In order to play on social proof, your brand needs to host a comprehensive analysis of your product or services. Explain the pros and cons and the ins and outs. Give people an overview that not only answers all of their questions, but reveals why so many others love it. 

The “Halo” Effect 

As humans, we quickly form opinions of people’s characters. We often refer to someone through a generic, summative description. For example, it’s common for us to say that someone is “so smart” or “very kind,” even though that’s a brief evaluation that potentially stems from a bias on how you view the person. 

That’s where the Halo Effect comes into play. In the business world, this “effect” is all about establishing authority in the field. If you want consumers to view your brand as an expert in the industry, then they need to jump to that broad description quickly.

Making people believe you have this authority is a crucial aspect of becoming a force to be reckoned with amongst your competitors. 

There are many ways to ignite the Halo Effect in your own company. Start by prioritizing your E-A-T score - highlight your expertise, authoritativeness, and trustworthiness in everything you do, especially the content you produce. Then, pair your work with relevant influencers and guest bloggers to spread the word and gain even more credibility. 

the-halo-effect
Image Source: The Blonde Abroad  

Take a look at how Refresh Eyewear partnered with The Blonde Abroad, an Instagram influencer and blogger who posts about travel. She did a quick post on Instagram wearing the sunglasses, and it instantly reached thousands of her influence-able fans. Her good word on the protection and comfort of the brand’s products spoke volumes. 

Most importantly, make the commitment to exceptional customer experiences a part of your own personal brand. There’s no better way to polish your halo and let it shine for all to see than by proving that you put customers first as an entrepreneur.

This will spark conversation and lead people to discuss your company in positive, respectful terms. According to Temkin Group’s study, roughly 77 percent of customers would recommend a company to a friend after having a positive experience. 

Altruism 

Many business sites have been discussing the recent consumer trend toward experiences instead of products. People want to buy things that enhance their lives or support something important.
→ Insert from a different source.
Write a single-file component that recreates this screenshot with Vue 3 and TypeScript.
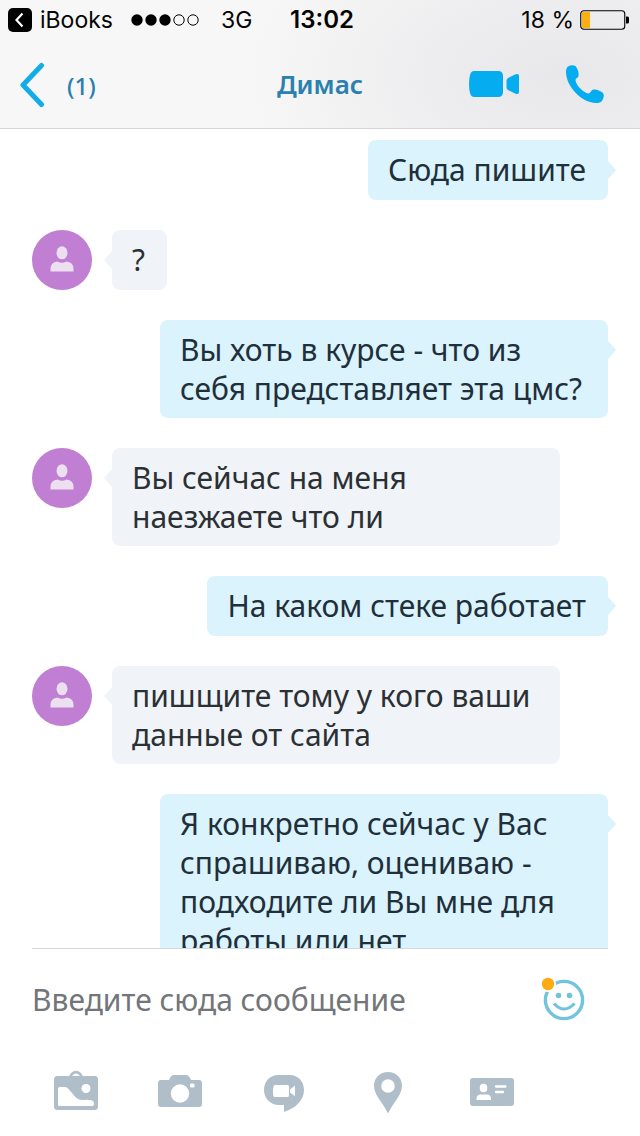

In a poll conducted in the 2018 Cox Business Consumer Pulse on Small Businesses, 71 percent of the surveyed people said they would spend more money at a small business if it supported a positive social or environmental cause. 

As a psychological sales trigger, altruism works to give people a reason to buy a product that goes beyond their own needs or the needs of the company. Humans like to feel that their spending habits are improving the world, and you can give them that experience through various marketing techniques. Focus on the meaning of your sales, not just the profit. 

When marketing under the principle of altruism, it’s vital that you keep the content relevant and authentic. People can see through brands that seem fake, and they won’t support companies that seem to be using charitable causes in a manipulative way. 

Altruism
Image Source: Keep Nature Wild  

A great example of a company that uses altruism for both a good cause and for profit is Keep Nature Wild. For every product sold, they pick up one pound of trash in the wild.

They label their merchandise as “products with a purpose” because they help make a positive impact in nature. They also host cleanup events around the country to spread the word and meet new customers. 

As long as your company has a clear, good motive with logical congruencies and promises to provide charitable feelings to buyers, you can profit immensely under this psychological trigger.

Just be careful not to go too overboard - people know you’re a company and that you need to make a profit. Don’t hide behind donations when you’re really trying to make money. It’ll disrupt people’s trust in the brand. 

To Sum It All Up:

Targeting the human mind is a smart way to drive sales, but you must do so carefully. Place an emphasis on social proof, the Halo Effect, and good causes to drive sales in a positive manner. People will love your brand for it, and you’ll establish a respected place within your industry.